Cela revient-il à dire que la valeur d’un éditeur scientifique est sa marque, sa renommée, plus que sa compétence intrinsèque ?

Bien évidemment, les maisons d’édition jouent sur leur marque. C’est pour cette raison que nous voulons revenir à l’essentiel : un papier scientifique est là pour communiquer des résultats aux autres chercheurs et plus largement au monde de la recherche. Rendre cet accès payant n’est fondamentalement pas compatible avec l’éthique scientifique. Une publication n’est pas un badge ou un “brownie point” [un bon point, NDLR] utile à la progression de carrière. Nous devons corriger ces excès.
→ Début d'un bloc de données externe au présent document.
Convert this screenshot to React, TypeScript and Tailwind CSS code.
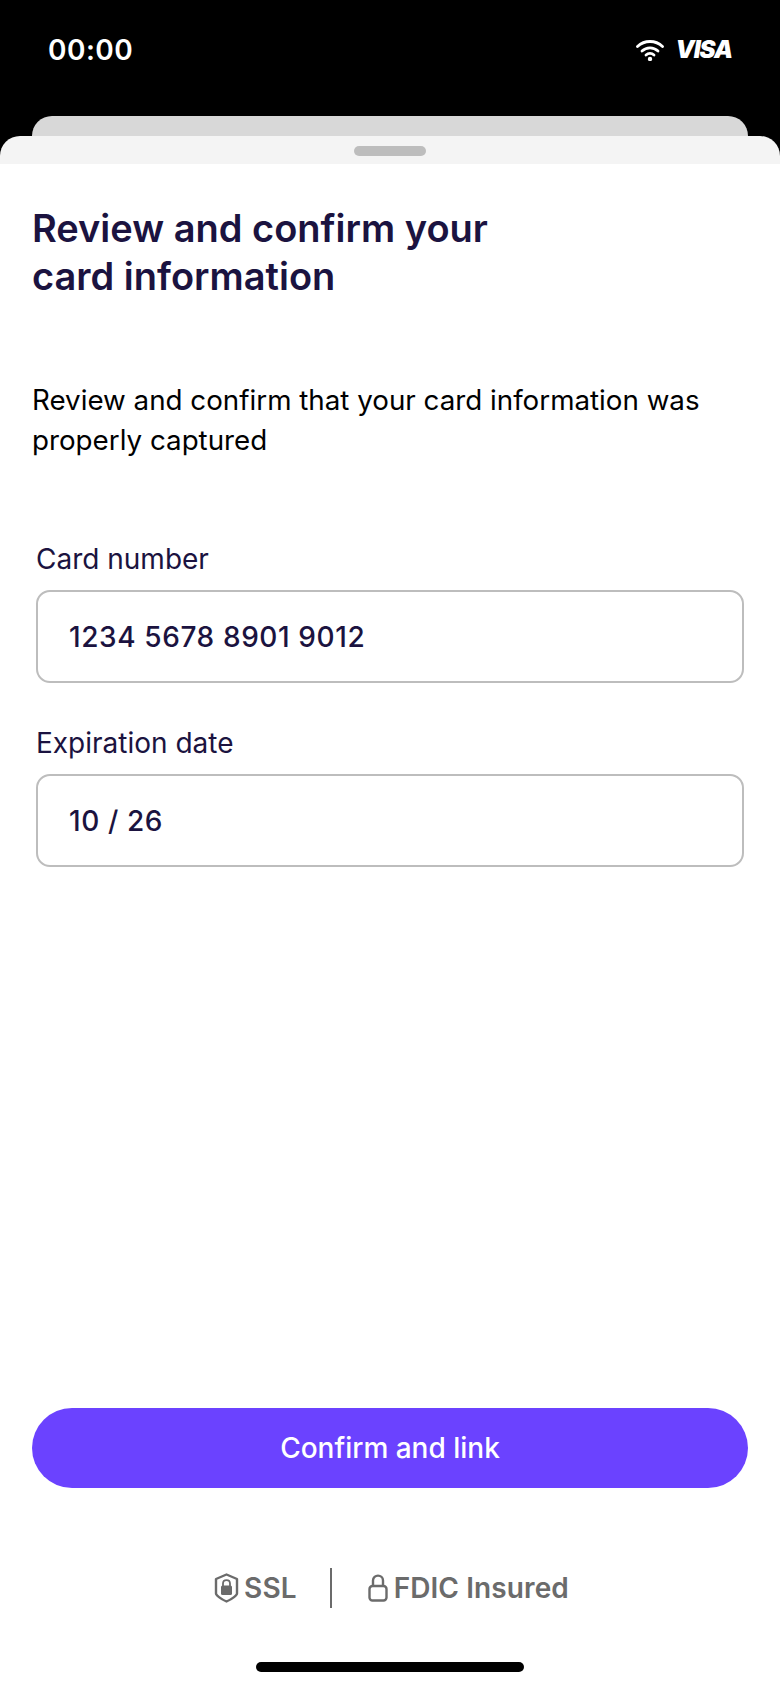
import React from 'react';

const font = { fontFamily: 'Inter, sans-serif' };

const Field = ({ label, value }: { label: string; value: string }) => (
  <div className="flex flex-col">
    <label className="text-[28px] leading-[32px] text-[#1b1340]">{label}</label>
    <div className="mt-[15px] h-[93px] flex items-center px-[31px] rounded-[14px] border-2 border-[#bdbdbd] bg-white">
      <span className="text-[28px] font-medium tracking-[0.6px] text-[#1b1340]">{value}</span>
    </div>
  </div>
);

export default function App() {
  return (
    <div className="w-[780px] h-[1688px] bg-black flex flex-col overflow-hidden" style={font}>
      <div className="h-[116px] shrink-0 flex items-start justify-between pl-[48px] pr-[48px] pt-[32px]">
        <span className="text-[28px] leading-[36px] font-semibold tracking-[0.5px] text-white">00:00</span>
        <div className="flex items-center gap-[12px] h-[36px]">
          <svg width="28" height="22" viewBox="0 0 28 22" fill="none" stroke="white" strokeWidth="2.8" strokeLinecap="round">
            <path d="M1.5 7.5C8.5 0.8 19.5 0.8 26.5 7.5" />
            <path d="M6 12C10.5 7.8 17.500 7.800 22 12" />
            <path d="M10 16C12.300 14 15.700 14 18 16" />
            <circle cx="14" cy="20" r="2.200" fill="white" stroke="none" />
          </svg>
          <span className="text-[24px] font-black italic tracking-[-1px] text-white">VISA</span>
        </div>
      </div>
      <div className="mx-[32px] h-[20px] shrink-0 rounded-t-[20px] bg-[#d8d8d8]" />
      <div className="flex-1 flex flex-col">
        <div className="h-[28px] shrink-0 rounded-t-[20px] bg-[#f4f4f4] flex justify-center pt-[10px]">
          <div className="w-[72px] h-[10px] rounded-full bg-[#bdbdbd]" />
        </div>
        <div className="flex-1 bg-white flex flex-col px-[32px]">
          <h1 className="mt-[40px] text-[38px] leading-[48px] font-semibold text-[#1b1340]">
            Review and confirm your
            <br />
            card information
          </h1>
          <p className="mt-[80px] text-[27.75px] leading-[40px] text-black">
            Review and confirm that your card information was
            <br />
            properly captured
          </p>
          <div className="mt-[83px] mx-[4px] flex flex-col gap-[44px]">
            <Field label="Card number" value="1234 5678 8901 9012" />
            <Field label="Expiration date" value="10 / 26" />
          </div>
          <button className="mt-auto h-[80px] w-full rounded-full bg-[#6b42ff] text-[28px] font-medium text-white">
            Confirm and link
          </button>
          <div className="mt-[79px] pl-[3px] flex items-center justify-center text-[28px] font-semibold tracking-[0.1px] text-[#6b6b6b]">
            <div className="flex items-center gap-[5px]">
              <svg width="25" height="30" viewBox="0 0 24 30" fill="none">
                <path d="M12 1.500L22.500 6V20.500C22.500 22 18 26 12 28.500C6 26 1.500 22 1.500 20.500V6Z" stroke="#6b6b6b" strokeWidth="2.4" strokeLinejoin="round" />
                <rect x="6.500" y="12.500" width="11" height="9.500" rx="1.500" fill="#6b6b6b" />
                <path d="M8.500 13V10.500C8.500 6 15.500 6 15.500 10.500V13" stroke="#6b6b6b" strokeWidth="1.800" />
              </svg>
              <span>SSL</span>
            </div>
            <div className="w-[2px] h-[40px] bg-[#6b6b6b] ml-[33px] mr-[36px]" />
            <div className="flex items-center gap-[6px]">
              <svg width="20" height="28" viewBox="0 0 20 28" fill="none" stroke="#6b6b6b" strokeWidth="2.400">
                <rect x="1.500" y="12" width="17" height="14.500" rx="3" />
                <path d="M5 12V6.500C5 0 15 0 15 6.500V12" />
              </svg>
              <span>FDIC Insured</span>
            </div>
          </div>
          <div className="mt-[53px] mb-[16px] mx-auto w-[268px] h-[10px] rounded-full bg-black" />
        </div>
      </div>
    </div>
  );
}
Quand ce sera le cas, le prestige des journaux en sera certainement diminué et, si prestige il y a, il se basera sur des critères de qualité et pas seulement de sélectivité, deux termes qui ne sont pas synonymes.

« Les connaissances doivent circuler librement sans que le lecteur ni le chercheur ne paient »

Marc Schiltz

Peut-on raisonner de la même manière pour les publications et pour les livres, notamment en sciences sociales ?

La problématique du livre est différente. Dans certains cas, le travail éditorial est beaucoup plus important que dans les publications. CoalitionS a publié l’année dernière ses lignes directrices pour les ouvrages. Après discussion avec des chercheurs, notre position est plus mesurée : ces embargos peuvent se justifier, tout comme des licences plus restrictives que le CC-BY même si nous privilégions la voie d’accès diamant. Les connaissances peuvent ainsi circuler librement sans que le lecteur ni le chercheur ne paient, seulement les institutions de financement… à condition que les coûts soient raisonnables. Certaines publications demandent jusqu’à 10 000 euros, un montant qui permettrait dans certains pays de rémunérer un doctorant pendant plusieurs mois.